◆ Brief
Copy every line of the data that contains the string "styles".

━━━━━━

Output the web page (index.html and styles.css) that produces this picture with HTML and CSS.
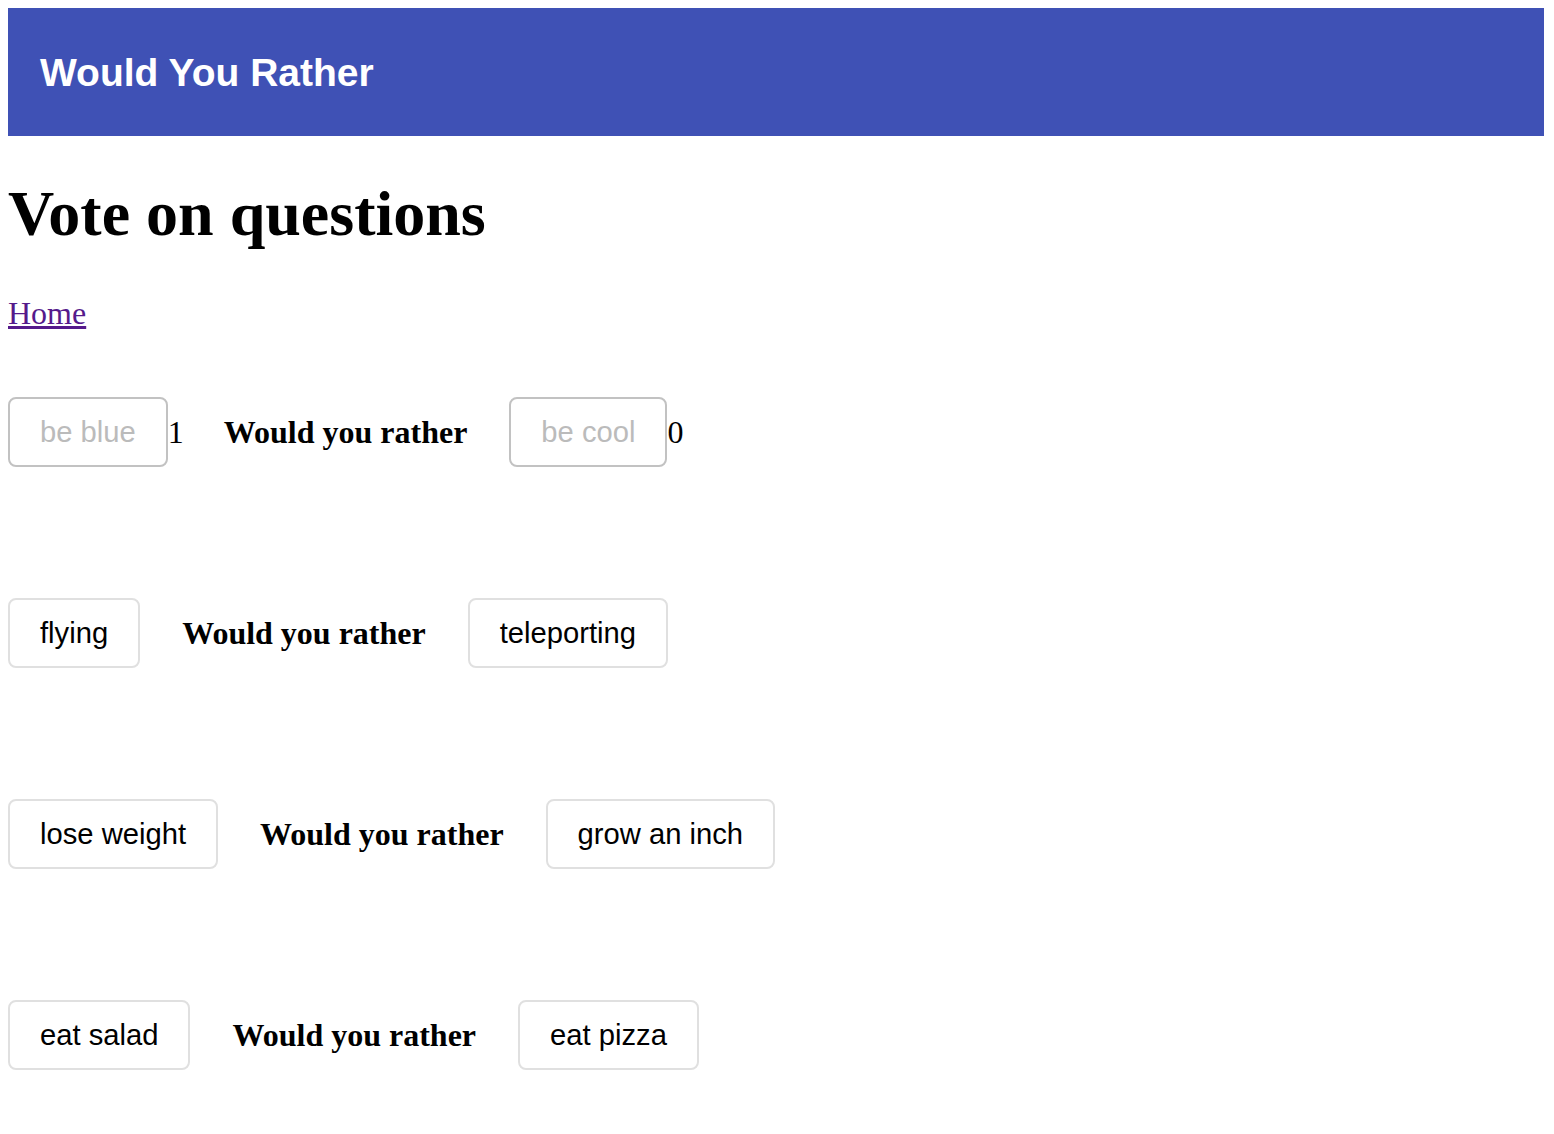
FILE: index.html
```html
<!DOCTYPE html>
<html>
<head>
<meta charset="utf-8">
<title>Would You Rather</title>
<link rel="stylesheet" href="styles.css">
</head>
<body>
<header class="app-bar">
  <div class="app-title">Would You Rather</div>
</header>
<h1 class="page-title">Vote on questions</h1>
<div class="nav"><a href="#" class="home-link">Home</a></div>
<div class="questions">
  <div class="question">
    <button class="choice" disabled>be blue</button><span class="count">1</span>
    <span class="prompt">Would you rather</span>
    <button class="choice" disabled>be cool</button><span class="count">0</span>
  </div>
  <div class="question">
    <button class="choice">flying</button>
    <span class="prompt">Would you rather</span>
    <button class="choice">teleporting</button>
  </div>
  <div class="question">
    <button class="choice">lose weight</button>
    <span class="prompt">Would you rather</span>
    <button class="choice">grow an inch</button>
  </div>
  <div class="question">
    <button class="choice">eat salad</button>
    <span class="prompt">Would you rather</span>
    <button class="choice">eat pizza</button>
  </div>
</div>
</body>
</html>
```
FILE: styles.css
```css
body {
  margin: 8px;
  font-family: "Liberation Serif", "Times New Roman", serif;
  color: #000;
  background: #fff;
}

.app-bar {
  background: #3f51b5;
  height: 128px;
  display: flex;
  align-items: center;
  padding: 0 32px;
  margin-right: 2px;
}

.app-title {
  font-family: "Liberation Sans", Arial, sans-serif;
  font-weight: bold;
  font-size: 39px;
  color: #fff;
  position: relative;
  top: 1px;
}

.page-title {
  font-size: 64px;
  font-weight: bold;
  margin: 42px 0 45px;
  line-height: 72px;
}

.nav {
  font-size: 32px;
  line-height: 37px;
}

.home-link {
  color: #551a8b;
  text-decoration: underline;
}

.questions {
  display: flex;
  flex-direction: column;
  gap: 131px;
  padding-top: 65px;
  padding-bottom: 63px;
}

.question {
  display: flex;
  align-items: center;
  height: 70px;
}

.choice {
  font-family: "Liberation Sans", Arial, sans-serif;
  font-size: 29.2px;
  line-height: 34px;
  padding: 16px 30px;
  border: 2px solid #e0e0e0;
  border-radius: 8px;
  background: #fff;
  color: #000;
  margin: 0;
}

.choice:disabled {
  border-color: #c2c2c2;
  color: #bbbbbb;
}

.count {
  font-size: 32px;
}

.count + .prompt {
  margin-left: 40px;
}

.prompt {
  font-size: 32px;
  font-weight: bold;
  margin: 0 42px;
}
```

━━━━━━

◆ Reply
Output the web page (index.html and styles.css) that produces this picture with HTML and CSS.
<link rel="stylesheet" href="styles.css">
FILE: styles.css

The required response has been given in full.